Rígido com alegadas lesões
Clough rugia alto e mostrava o seu temperamento quando sentia os jogadores mais queixosos do que deviam
A respeito da dupla maravilhosa composta por Clough e Peter Taylor, John McGovern curva-se à excelência da cooperação, que sempre redundou numa perfeita harmonia que guiava o sucesso a diferentes níveis. A discórdia entre ambos aconteceu mesmo, quando Clough aceitou o Leeds contra a vontade do adjunto. Ambos estavam vinculados ao Brighton e Taylor preferiu ser fiel ao clube, sentindo que de Elland Road soprava um desafio complexo.

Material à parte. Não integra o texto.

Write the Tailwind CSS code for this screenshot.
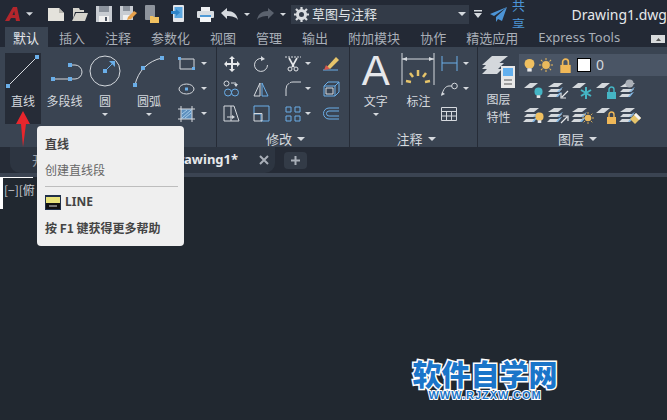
<!DOCTYPE html>
<html lang="zh">
<head>
  <meta charset="UTF-8">
  <title>Drawing1.dwg</title>
  <script src="https://cdn.jsdelivr.net/npm/@tailwindcss/browser@4"></script>
</head>
<body class="bg-[#212830]">
  <svg class="hidden">
    <symbol id="caret" viewBox="0 0 8 4"><path d="M0 0h8L4 4z" fill="#d5d9de"/></symbol>
    <symbol id="sheet" viewBox="0 0 24 18"><path d="M7 1h8L9 6H1z" fill="#d4d8dc"/></symbol>
    <symbol id="stack" viewBox="0 0 24 18"><path d="M7 1h9l-5 4H1zM4 7h11l-3 3H1zM3 12h10l-3 3H0z" fill="#d4d8dc"/><path d="M14 6l2-1-4 5h-2zM12 11l3-1-4 5H9z" fill="#7fb2dd"/></symbol>
    <symbol id="bulb" viewBox="0 0 10 12"><circle cx="5" cy="4.5" r="4.5"/><rect x="3" y="8.5" width="4" height="3" fill="#e8e8e8"/></symbol>
    <symbol id="lock" viewBox="0 0 11 13"><path d="M3 6V3.5a2.5 2.5 0 015 0V6" fill="none" stroke="currentColor" stroke-width="1.4"/><rect x="1" y="6" width="9" height="7"/></symbol>
    <symbol id="sun" viewBox="0 0 18 18"><circle cx="9" cy="9" r="5" fill="#e9b95c"/><path d="M9 0v3M9 15v3M0 9h3M15 9h3M2.5 2.5l2 2M13.500 13.500l2 2M15.500 2.500l-2 2M4.500 13.500l-2 2" stroke="#e9b95c" stroke-width="1.300"/></symbol>
  </svg>

  <div class="relative w-[667px] h-[420px] overflow-hidden bg-[#212830] text-[#d5d9de] text-[13px] font-['Noto_Sans_CJK_SC','Liberation_Sans',sans-serif]">

    <!-- title bar -->
    <div class="flex items-center h-[28px] bg-[#232935]">
      <div class="flex items-center w-[48px] pl-[5px] gap-[5px] shrink-0">
        <svg width="16" height="14" viewBox="0 0 16 14"><path d="M0 14L8 0h4l3 14h-4l-.6-3H6l-1.700 3zM7.500 8h2.400l-.7-4z" fill="#b3262c"/></svg>
        <svg width="7" height="4"><use href="#caret"/></svg>
      </div>
      <div class="flex items-center gap-[8px] shrink-0">
        <svg width="16" height="13" viewBox="0 0 16 13"><path d="M0 0h11l5 5v8H0z" fill="#e4e2dc"/><path d="M11 0v5h5z" fill="#b6b4ae"/></svg>
        <svg width="16" height="13" viewBox="0 0 16 13"><path d="M1 0h6l1 2h4v2H3L1 11z" fill="#d5d3cc"/><path d="M4 5h12l-3 8H0z" fill="#d5d3cc"/></svg>
        <svg width="16" height="16" viewBox="0 0 16 16"><path d="M0 0h16v16H0z" fill="#c8ccd2"/><path d="M3 0h10v6H3z" fill="#8b929c"/><path d="M3 10h10v6H3z" fill="#f0f0f0"/><path d="M9 11h2v4H9z" fill="#4b5260"/></svg>
        <svg width="17" height="16" viewBox="0 0 17 16"><path d="M0 0h13v14H0z" fill="#c8ccd2"/><path d="M3 0h7v5H3z" fill="#8b929c"/><path d="M3 9h7v5H3z" fill="#f0f0f0"/><path d="M7 14l1-3 6-6 3 2-6 6z" fill="#e6a04a"/></svg>
      </div>
      <div class="flex items-center gap-[12px] ml-[8px] shrink-0">
        <svg width="14" height="18" viewBox="0 0 14 18"><rect width="10" height="15" rx="1" fill="#8d939c"/><path d="M5 11h3l1 1h5v6H5z" fill="#f0c060"/></svg>
        <svg width="14" height="18" viewBox="0 0 14 18"><rect x="2" width="11" height="17" rx="1" fill="#e4e6ea"/><rect x="3.500" y="2" width="8" height="11" fill="#5aa6e0"/><path d="M0 6h5V4l4 3.500L5 11V9H0z" fill="#2f84c8"/></svg>
        <svg width="17" height="15" viewBox="0 0 17 15"><rect x="4" width="9" height="4" fill="#eef0f2"/><rect y="4" width="17" height="7" rx="1" fill="#d8dde2"/><rect x="3" y="8" width="11" height="7" fill="#f4f6f8"/><rect x="3" y="8" width="11" height="2" fill="#4f9ad6"/></svg>
      </div>
      <svg class="ml-[7px] shrink-0" width="17" height="12" viewBox="0 0 17 12"><path d="M0 5l6-5v3c6 0 10 3 11 9-2-3-6-4-11-4v3z" fill="#d5d9de"/></svg>
      <svg class="ml-[6px] shrink-0" width="6" height="3"><use href="#caret"/></svg>
      <svg class="ml-[7px] shrink-0" width="17" height="12" viewBox="0 0 17 12"><path d="M17 5l-6-5v3C5 3 1 6 0 12c2-3 6-4 11-4v3z" fill="#5b626e"/></svg>
      <svg class="ml-[6px] shrink-0" width="6" height="3"><use href="#caret"/></svg>
      <div class="flex items-center w-[178px] h-[19px] ml-[5px] pl-[3px] bg-[#333b48] shrink-0">
        <svg width="15" height="15" viewBox="0 0 15 15"><circle cx="7.500" cy="7.500" r="4" fill="none" stroke="#d9dce0" stroke-width="3"/><path d="M7.500 0v3M7.500 12v3M0 7.500h3M12 7.500h3M2 2l2 2M11 11l2 2M13 2l-2 2M4 11l-2 2" stroke="#d9dce0" stroke-width="2.200"/></svg>
        <span class="ml-[3px] text-[#dfe2e6]">草图与注释</span>
        <svg class="ml-auto mr-[3px]" width="8" height="4"><use href="#caret"/></svg>
      </div>
      <svg class="ml-[5px] shrink-0" width="8" height="8" viewBox="0 0 8 8"><path d="M0 0h8v1.500H0z M0 3h8L4 8z" fill="#d5d9de"/></svg>
      <svg class="ml-[8px] shrink-0" width="17" height="15" viewBox="0 0 17 15"><path d="M17 0L0 7l4 2zM17 0L6 10v5l2-3 4 2z" fill="#4c94d6"/></svg>
      <span class="ml-[5px] text-[#4c94d6]">共享</span>
      <span class="ml-[43px] text-[14px] text-[#e6e8eb] font-['Noto_Sans',sans-serif] whitespace-nowrap">Drawing1.dwg</span>
    </div>

    <!-- ribbon tabs -->
    <div class="flex items-center h-[19px] bg-[#232935] text-[#a9afb8] gap-[20px] pl-[13px] relative whitespace-nowrap">
      <span class="relative text-[#e4e6ea] before:absolute before:-left-[8px] before:-right-[9px] before:-top-[1px] before:-bottom-[1px] before:bg-[#3a4452] before:-z-0"><span class="relative">默认</span></span>
      <span>插入</span><span>注释</span><span>参数化</span><span>视图</span><span>管理</span><span>输出</span><span>附加模块</span><span>协作</span><span>精选应用</span>
      <span class="font-['Noto_Sans',sans-serif]">Express Tools</span>
      <div class="absolute left-[651px] top-[7px] flex items-center justify-center w-[14px] h-[8px] bg-[#d8dadc]">
        <svg width="5" height="3" viewBox="0 0 5 3"><path d="M0 3h5L2.500 0z" fill="#555"/></svg>
      </div>
    </div>

    <!-- ribbon -->
    <div class="flex h-[100px] bg-[#3a4452] text-[12px] text-[#d5d9de] leading-[18px]">

      <!-- draw -->
      <div class="flex w-[217px] pl-[5px] border-r border-[#262c37] shrink-0">
        <div class="flex flex-col items-center w-[36px] h-[71px] mt-[6px] bg-[#262c37]">
          <svg width="36" height="36" viewBox="0 0 36 36"><path d="M3 33L32 4" stroke="#d5d9de"/><rect x="1" y="31" width="4" height="4" fill="#6aaee8"/><rect x="30" y="2" width="4" height="4" fill="#6aaee8"/></svg>
          <span class="mt-[3px]">直线</span>
        </div>
        <div class="flex flex-col items-center w-[47px] pt-[6px]">
          <svg width="36" height="36" viewBox="0 0 36 36"><path d="M8 26h20a7 7 0 000-14h-3" fill="none" stroke="#d5d9de"/><rect x="4" y="24" width="4" height="4" fill="#6aaee8"/><rect x="21" y="24" width="4" height="4" fill="#6aaee8"/><rect x="21" y="10" width="4" height="4" fill="#6aaee8"/></svg>
          <span class="mt-[3px]">多段线</span>
        </div>
        <div class="flex flex-col items-center w-[34px] pt-[6px]">
          <svg width="34" height="36" viewBox="0 0 34 36"><circle cx="17" cy="18" r="15" fill="none" stroke="#d5d9de"/><path d="M17 18l8-8" stroke="#6aaee8"/><path d="M21 8h6v6z" fill="#6aaee8"/><rect x="15" y="16" width="4" height="4" fill="#6aaee8"/></svg>
          <span class="mt-[3px]">圆</span>
          <svg class="mt-[3px]" width="6" height="3"><use href="#caret"/></svg>
        </div>
        <div class="flex flex-col items-center w-[54px] pt-[6px]">
          <svg width="36" height="36" viewBox="0 0 36 36"><path d="M4 32C7 18 17 8 31 5" fill="none" stroke="#d5d9de"/><rect x="2" y="30" width="4" height="4" fill="#6aaee8"/><rect x="10" y="13" width="4" height="4" fill="#6aaee8"/><rect x="29" y="3" width="4" height="4" fill="#6aaee8"/></svg>
          <span class="mt-[3px]">圆弧</span>
          <svg class="mt-[3px]" width="6" height="3"><use href="#caret"/></svg>
        </div>
        <div class="flex flex-col w-[38px] pt-[4px]">
          <div class="flex items-center h-[25px] gap-[6px] pl-[2px]">
            <svg width="17" height="14" viewBox="0 0 17 14"><path d="M2 2h14v10H2z" fill="none" stroke="#d5d9de"/><rect x="0" y="0" width="3" height="3" fill="#6aaee8"/><rect x="14" y="10" width="3" height="3" fill="#6aaee8"/></svg>
            <svg width="6" height="3"><use href="#caret"/></svg>
          </div>
          <div class="flex items-center h-[25px] gap-[6px] pl-[2px]">
            <svg width="17" height="14" viewBox="0 0 17 14"><ellipse cx="8.500" cy="7" rx="7.500" ry="5" fill="none" stroke="#d5d9de"/><rect x="7" y="5.500" width="3" height="3" fill="#6aaee8"/></svg>
            <svg width="6" height="3"><use href="#caret"/></svg>
          </div>
          <div class="flex items-center h-[25px] gap-[6px] pl-[2px]">
            <svg width="17" height="16" viewBox="0 0 17 16"><path d="M3 3h11v10H3z" fill="#5d8fbd"/><path d="M3 0v16M14 0v16M0 3h17M0 13h17" stroke="#d5d9de"/><path d="M4 12l9-8M7 12l6-5M4 8l5-4" stroke="#a6cbe9"/></svg>
            <svg width="6" height="3"><use href="#caret"/></svg>
          </div>
        </div>
      </div>

      <!-- modify -->
      <div class="flex flex-col w-[133px] border-r border-[#262c37] shrink-0">
        <div class="h-[83px] pt-[4px] grid grid-cols-[29px_30px_40px_30px] grid-rows-[25px_25px_25px] items-center">
          <svg class="mx-auto" width="16" height="16" viewBox="0 0 16 16"><path d="M8 0l3 3H9v4h4V5l3 3-3 3V9H9v4h2l-3 3-3-3h2V9H3v2L0 8l3-3v2h4V3H5z" fill="#e6e8eb"/></svg>
          <svg class="mx-auto" width="16" height="16" viewBox="0 0 16 16"><path d="M9 2.500A6.500 6.500 0 1014.500 9" fill="none" stroke="#d5d9de"/><path d="M8 0l4 3-4 2z" fill="#d5d9de"/></svg>
          <div class="flex items-center gap-[4px] pl-[9px]">
            <svg width="16" height="17" viewBox="0 0 16 17"><path d="M0 2h16" stroke="#d5d9de" stroke-dasharray="2 1"/><path d="M4 3l5 9M12 3l-5 9" stroke="#e6e8eb" stroke-width="1.600"/><circle cx="5" cy="14" r="2" fill="none" stroke="#e6e8eb"/><circle cx="11" cy="14" r="2" fill="none" stroke="#e6e8eb"/></svg>
            <svg width="6" height="3"><use href="#caret"/></svg>
          </div>
          <svg class="mx-auto" width="18" height="16" viewBox="0 0 18 16"><path d="M1 14h15" stroke="#6aaee8"/><path d="M4 12L14 1l3 3-9 9z" fill="#e6c46a"/><path d="M2 14l2-5 4 4z" fill="#d5574d"/></svg>

          <svg class="mx-auto" width="17" height="17" viewBox="0 0 17 17"><path d="M8 3h5v2" fill="none" stroke="#d5d9de"/><path d="M11 4l2 3 2-3z" fill="#d5d9de"/><circle cx="3.500" cy="3.500" r="2.500" fill="none" stroke="#d5d9de"/><circle cx="5" cy="12.500" r="3.500" fill="none" stroke="#6aaee8"/><circle cx="12" cy="12.500" r="3.500" fill="none" stroke="#6aaee8"/></svg>
          <svg class="mx-auto" width="16" height="16" viewBox="0 0 16 16"><path d="M7 2v13H1z" fill="none" stroke="#d5d9de"/><path d="M9 2v13h6z" fill="none" stroke="#6aaee8"/></svg>
          <div class="flex items-center gap-[4px] pl-[9px]">
            <svg width="16" height="17" viewBox="0 0 16 17"><path d="M1 16V9a7 7 0 017-7h8" fill="none" stroke="#d5d9de" stroke-dasharray="14 1"/></svg>
            <svg width="6" height="3"><use href="#caret"/></svg>
          </div>
          <svg class="mx-auto" width="17" height="16" viewBox="0 0 17 16"><path d="M1 5h11v10H1zM1 5l4-4h11v10l-4 4M12 5l4-4" fill="none" stroke="#6aaee8"/><path d="M3 7h7v6H3z" fill="none" stroke="#d5d9de"/></svg>

          <svg class="mx-auto" width="17" height="17" viewBox="0 0 17 17"><path d="M1 1h7v15H1zM8 1h3l5 15H8" fill="none" stroke="#d5d9de"/><path d="M4 12h6" stroke="#d5d9de"/><path d="M9 10l3 2-3 2z" fill="#d5d9de"/></svg>
          <svg class="mx-auto" width="17" height="17" viewBox="0 0 17 17"><path d="M1 1h15v15H8V9H1z" fill="none" stroke="#6aaee8"/><path d="M1 8.500h8v7.500H1z" fill="none" stroke="#d5d9de"/></svg>
          <div class="flex items-center gap-[4px] pl-[9px]">
            <svg width="16" height="16" viewBox="0 0 16 16"><path d="M1 1h5v5H1zM10 1h5v5h-5zM1 10h5v5H1zM10 10h5v5h-5z" fill="none" stroke="#6aaee8"/></svg>
            <svg width="6" height="3"><use href="#caret"/></svg>
          </div>
          <svg class="mx-auto" width="17" height="13" viewBox="0 0 17 13"><path d="M16 1H6a5.500 5.500 0 000 11h10M16 4H6a2.500 2.500 0 000 5h10" fill="none" stroke="#6aaee8"/></svg>
        </div>
        <div class="flex items-center justify-center gap-[5px] h-[17px] pl-[5px] text-[13px]"><span>修改</span><svg width="8" height="4"><use href="#caret"/></svg></div>
      </div>

      <!-- annotate -->
      <div class="flex flex-col w-[128px] border-r border-[#262c37] shrink-0">
        <div class="flex h-[83px]">
          <div class="flex flex-col items-center w-[50px] pl-[2px] pt-[6px]">
            <span class="h-[36px] text-[42px] leading-[36px] text-[#e6e8eb] font-['Liberation_Sans',sans-serif]">A</span>
            <span class="mt-[3px]">文字</span>
            <svg class="mt-[3px]" width="6" height="3"><use href="#caret"/></svg>
          </div>
          <div class="flex flex-col items-center w-[38px] pt-[6px]">
            <svg width="34" height="36" viewBox="0 0 34 36"><path d="M1 0v32M33 0v32M1 6h32" stroke="#d5d9de"/><path d="M1 6l5-2v4zM33 6l-5-2v4z" fill="#d5d9de"/><path d="M17 17v6M9 20l3 4M25 20l-3 4M5 28l5 1M29 28l-5 1" stroke="#e6c46a" stroke-width="2.500"/></svg>
            <span class="mt-[3px]">标注</span>
          </div>
          <div class="flex flex-col w-[40px] pt-[4px]">
            <div class="flex items-center h-[25px] gap-[5px] pl-[4px]">
              <svg width="17" height="15" viewBox="0 0 17 15"><path d="M1 0v15M16 0v15" stroke="#6aaee8"/><path d="M1 7h15" stroke="#6aaee8"/></svg>
              <svg width="6" height="3"><use href="#caret"/></svg>
            </div>
            <div class="flex items-center h-[25px] gap-[5px] pl-[4px]">
              <svg width="17" height="15" viewBox="0 0 17 15"><path d="M1 14c1-6 4-9 7-9h3" fill="none" stroke="#d5d9de"/><path d="M0 15l1-4 3 2z" fill="#d5d9de"/><circle cx="13.500" cy="5" r="2.800" fill="none" stroke="#d5d9de"/></svg>
              <svg width="6" height="3"><use href="#caret"/></svg>
            </div>
            <div class="flex items-center h-[25px] pl-[4px]">
              <svg width="16" height="14" viewBox="0 0 16 14"><path d="M.5.500h15v13H.500zM.500 4.500h15M.500 9h15M5.500 4.500v9M10.500 4.500v9" fill="none" stroke="#d5d9de"/></svg>
            </div>
          </div>
        </div>
        <div class="flex items-center justify-center gap-[5px] h-[17px] pl-[5px] text-[13px]"><span>注释</span><svg width="8" height="4"><use href="#caret"/></svg></div>
      </div>

      <!-- layers -->
      <div class="flex flex-col grow min-w-0">
        <div class="flex h-[83px]">
          <div class="flex flex-col items-center w-[41px] shrink-0 pt-[9px]">
            <svg width="34" height="33" viewBox="0 0 34 33"><path d="M10 0h16l-11 9H0zM6 7h16l-6 6H0zM5 13h15l-5 5H0z" fill="#d4d8dc"/><rect x="19" y="10" width="14" height="22" fill="#e8e8e8"/><rect x="21" y="12" width="10" height="8" fill="#63b0ee"/><path d="M22 24h8M22 28h8" stroke="#555"/></svg>
            <span class="mt-[1px] leading-[18px]">图层</span>
            <span class="leading-[18px]">特性</span>
          </div>
          <div class="flex flex-col grow min-w-0">
            <div class="flex items-center h-[22px] mt-[7px] pl-[5px] bg-[#4a5565]">
              <svg class="text-[#f0c060] fill-current" width="11" height="15"><use href="#bulb"/></svg>
              <svg class="ml-[4px]" width="14" height="14"><use href="#sun"/></svg>
              <svg class="ml-[6px] text-[#f0b858] fill-current" width="13" height="15"><use href="#lock"/></svg>
              <span class="ml-[5px] w-[14px] h-[14px] bg-white border border-black"></span>
              <span class="ml-[5px] text-[14px] text-[#d5d9de] font-['Noto_Sans',sans-serif]">0</span>
            </div>
            <div class="grid grid-cols-[repeat(5,24px)] grid-rows-[25px_25px] mt-[2px] ml-[4px] items-center">
              <div class="relative w-[24px] h-[18px]"><svg width="24" height="18"><use href="#sheet"/></svg><svg class="absolute left-[11px] top-[5px] text-[#45b5c4] fill-current" width="9" height="12"><use href="#bulb"/></svg></div>
              <div class="relative w-[24px] h-[18px]"><svg width="24" height="18"><use href="#stack"/></svg><svg class="absolute left-[13px] top-[8px]" width="9" height="9" viewBox="0 0 9 9"><path d="M8 1L2 7M1 3v5h5" fill="none" stroke="#e6e8eb" stroke-width="1.200"/></svg></div>
              <div class="relative w-[24px] h-[18px]"><svg width="24" height="18"><use href="#sheet"/></svg><svg class="absolute left-[9px] top-[5px]" width="12" height="12" viewBox="0 0 12 12"><path d="M6 0v12M1 3l10 6M11 3L1 9" stroke="#45b5c4" stroke-width="2"/></svg></div>
              <div class="relative w-[24px] h-[18px]"><svg width="24" height="18"><use href="#sheet"/></svg><svg class="absolute left-[11px] top-[4px] text-[#45b5c4] fill-current" width="11" height="13"><use href="#lock"/></svg></div>
              <div class="relative w-[24px] h-[18px]"><svg width="24" height="18"><use href="#stack"/></svg><svg class="absolute left-[6px] -top-[3px]" width="9" height="9"><circle cx="4.500" cy="4.500" r="4" fill="#aab0b8"/></svg></div>
              <div class="relative w-[24px] h-[18px]"><svg width="24" height="18"><use href="#stack"/></svg><svg class="absolute left-[12px] top-[5px] text-[#f0c060] fill-current" width="9" height="12"><use href="#bulb"/></svg></div>
              <div class="relative w-[24px] h-[18px]"><svg width="24" height="18"><use href="#stack"/></svg><svg class="absolute left-[13px] top-[8px]" width="9" height="9" viewBox="0 0 9 9"><path d="M1 8l6-6M3 1h5v5" fill="none" stroke="#e6e8eb" stroke-width="1.200"/></svg></div>
              <div class="relative w-[24px] h-[18px]"><svg width="24" height="18"><use href="#stack"/></svg><svg class="absolute left-[11px] top-[5px]" width="12" height="12"><use href="#sun"/></svg></div>
              <div class="relative w-[24px] h-[18px]"><svg width="24" height="18"><use href="#sheet"/></svg><svg class="absolute left-[11px] top-[4px] text-[#f0b858] fill-current" width="11" height="13"><use href="#lock"/></svg></div>
              <div class="relative w-[24px] h-[18px]"><svg width="24" height="18"><use href="#stack"/></svg><svg class="absolute left-[11px] top-[6px]" width="11" height="11" viewBox="0 0 11 11"><path d="M0 6l6-6 5 5-6 6z" fill="#e6c46a"/><path d="M6 0l5 5-2 2-5-5z" fill="#f2f2f2"/></svg></div>
            </div>
          </div>
        </div>
        <div class="flex items-center justify-center gap-[5px] h-[17px] pl-[10px] text-[13px]"><span>图层</span><svg width="8" height="4"><use href="#caret"/></svg></div>
      </div>
    </div>

    <!-- document tabs -->
    <div class="flex items-center h-[26px] bg-[#252b36] whitespace-nowrap">
      <div class="flex items-center h-full w-[265px] ml-[10px] pl-[22px] bg-[#2d3541] rounded-bl-[10px] rounded-br-[10px] shrink-0">
        <span class="text-[#9aa0a8]">开</span>
        <span class="ml-[124px] text-[13px] font-bold text-[#e6e8eb] font-['Noto_Sans',sans-serif]">Drawing1*</span>
        <svg class="ml-[21px]" width="10" height="10" viewBox="0 0 10 10"><path d="M1 1l8 8M9 1l-8 8" stroke="#a9afb8" stroke-width="2"/></svg>
      </div>
      <div class="flex items-center justify-center w-[23px] h-[17px] ml-[9px] bg-[#333b47] rounded-[4px]">
        <svg width="9" height="9" viewBox="0 0 9 9"><path d="M4.500 0v9M0 4.500h9" stroke="#a9afb8" stroke-width="2"/></svg>
      </div>
    </div>
    <div class="h-[4px] bg-[#3b4452]"></div>

    <!-- viewport -->
    <div class="relative h-[243px] bg-[#212830]">
      <div class="w-[33px] h-[32px] border-l-[3px] border-t border-white"></div>
      <span class="absolute left-[4px] top-[4px] text-[12px] leading-[18px] text-[#c8ccd2]">[−][俯</span>
      <div class="absolute left-[412px] top-[180px] flex flex-col items-center w-[146px] text-[#1a75c9] font-bold">
        <span class="text-[29px] leading-[33px] font-black [-webkit-text-stroke:3px_white] [paint-order:stroke_fill]">软件自学网</span>
        <span class="text-[11px] leading-[11px] tracking-[1px] font-['Liberation_Sans',sans-serif] [-webkit-text-stroke:2px_white] [paint-order:stroke_fill]">WWW.RJZXW.COM</span>
      </div>
    </div>

    <!-- red arrow -->
    <svg class="absolute left-[15px] top-[110px]" width="17" height="38" viewBox="0 0 17 38"><path d="M8 1l7 13h-4l-3 23-2-23H1z" fill="#e8262c"/></svg>

    <!-- tooltip -->
    <div class="absolute left-[37px] top-[126px] w-[147px] h-[120px] px-[8px] bg-[#efefef] rounded-[4px] text-[12px] text-[#555]">
      <div class="mt-[9px] h-[18px] leading-[18px] font-bold text-[#444]">直线</div>
      <div class="mt-[8px] h-[18px] leading-[18px] text-[#666]">创建直线段</div>
      <div class="mt-[7px] mr-[-2px] border-t border-[#bdbdbd]"></div>
      <div class="flex items-center mt-[7px] h-[16px] gap-[4px]">
        <svg width="16" height="15" viewBox="0 0 16 15"><rect width="16" height="15" fill="#20304a"/><rect x="1" y="2" width="14" height="6" fill="#e8e27a"/><rect x="1" y="8" width="14" height="6" fill="#111"/><path d="M4 11h8" stroke="#ddd"/></svg>
        <span class="font-bold text-[#444] font-['Noto_Sans',sans-serif]">LINE</span>
      </div>
      <div class="mt-[9px] h-[18px] leading-[18px] font-bold text-[#444] whitespace-nowrap">按 F1 键获得更多帮助</div>
    </div>
  </div>
</body>
</html>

"Clough era quem falava com os jogadores e mantinha um padrão de disciplina muito alto. Mas Peter Taylor orientava mais os jogadores, era quem tinha liberdade para recrutar. E sempre escolheu muito bem, não fazia os clubes gastar muito dinheiro. Era um grande bónus. A parceria funcionava muito bem, era uma relação perfeita, conseguiam reabilitar qualquer clube. Um fazia um tipo de trabalho, o outro dava conta da outra parte, mas a mensagem era sempre convergente. A disciplina imperava, era um ponto de ordem de Clough. Depois era alguém também muito rígido com os jogadores que alegavam lesões. Dizia na cara de quem achava que especulava uma lesão, que tinha de jogar. Muitas vezes, vários de nós tivemos de jogar quando estávamos a 50 por cento da nossa condição. Ele tinha um tom realmente persuasivo", atesta o antigo médio, percebendo essa vigilância mais acesa do técnico.
"Era um tema sensível para ele, pois vira quebrar a sua carreira no Middlesbrough por razão de três graves lesões, fazendo muitos sacrifícios. Então não ficava nada agradado quando achava que um jogador se queixava de pouco."
A estrada que define o culto
Para a história, para tributar um técnico genial, ficou a estrada Brian Clough a ligar as cidades. "No fundo estamos a falar de cidades vizinhas. A relação que ficou com o público de Derby foi sensacional, anos depois vinham ver os nossos jogos a Nottingham. Adoravam o sucesso de Clough, mesmo no rival. Tiveram pena da nossa saída e, inicialmente, não acreditavam que pudéssemos replicar a mesma história. E, muito menos, fazer melhor."